How to Avoid Soliciting the Deceased
The emotional havoc that can happen when a surviving spouse, parent or family member receives a phone call, e-mail or mail solicitation addressed to someone who has died is understandable—and completely avoidable. Still, it amazes me how too often database managers and marketers fail to be stewards for their brands when it comes to this delicate matter. The damage to brands can be significant, particularly if marketers repeatedly solicit a deceased individual whose family or estate has made an active effort not to have its late loved one be contacted for solicitation purposes.
Marketers have an obligation to protect their brands and their bottom lines—and to respect consumers in the process. To accomplish this, they must have suppression strategies in place that incorporate screening for the deceased and preventing marketing contact, especially when a family or estate has raised its hand and said, "Please, no more!"
Does Your Company Have a Suppression Strategy?
If the answer is "no" or "not yet," it's time to place this matter atop your "to-do" list. For products and services in the mature market, screening outbound solicitations for the deceased should be an ongoing matter of data management. For brands aimed at parents, especially those of newborns where a higher rate of mortality exists compared to all children, data should be checked prior to any campaign launch. Other brands may wish to build deceased suppression into periodic screening; for example, once a quarter on an entire file.
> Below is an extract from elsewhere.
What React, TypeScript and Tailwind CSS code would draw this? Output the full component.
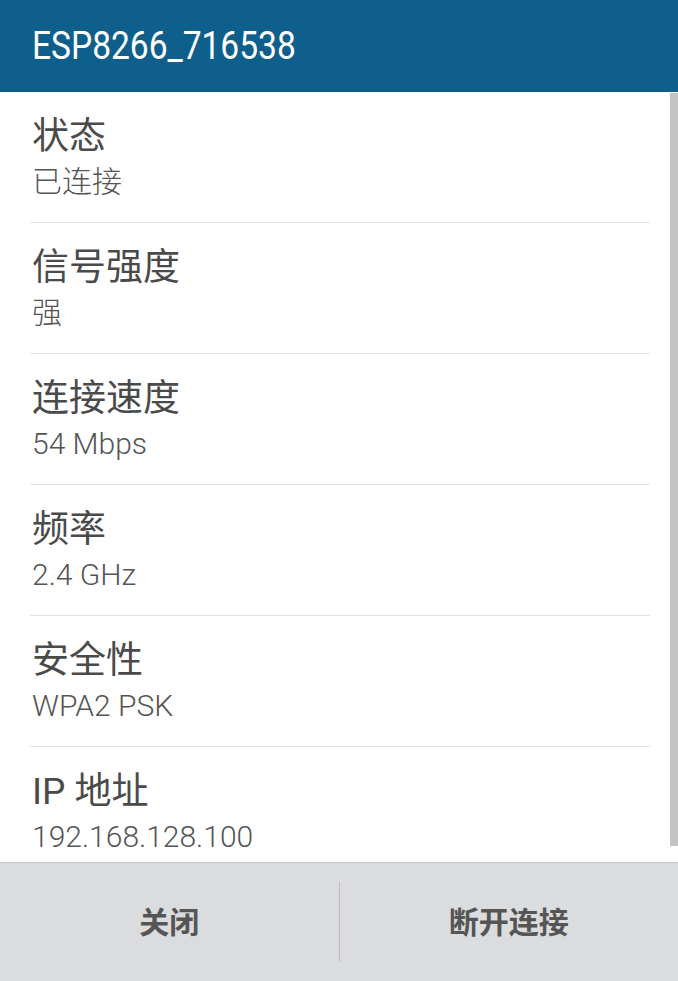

Even business marketing organizations should test deceased suppression—at least when marketing at the executive level—since most B-to-B compiled databases, and even customer databases, do not keep current with deceased data.
Match rates for deceased screening vary depending on the demographics of the prospect/customer base, the sophistication of screening regimes chosen, whether or not such screens are "bundled" with other suppression categories (e.g., privacy opt-outs), and the frequency of screening. I have seen match rates for deceased-only suppression vary all the way from 0.5 percent to as high as 1.5 percent of a given marketer's customer or prospect file. With approximately 3 million to 4 million U.S. deaths each year, there is a potential for huge campaign waste—all with a negative impact on brand reputation and limited resources.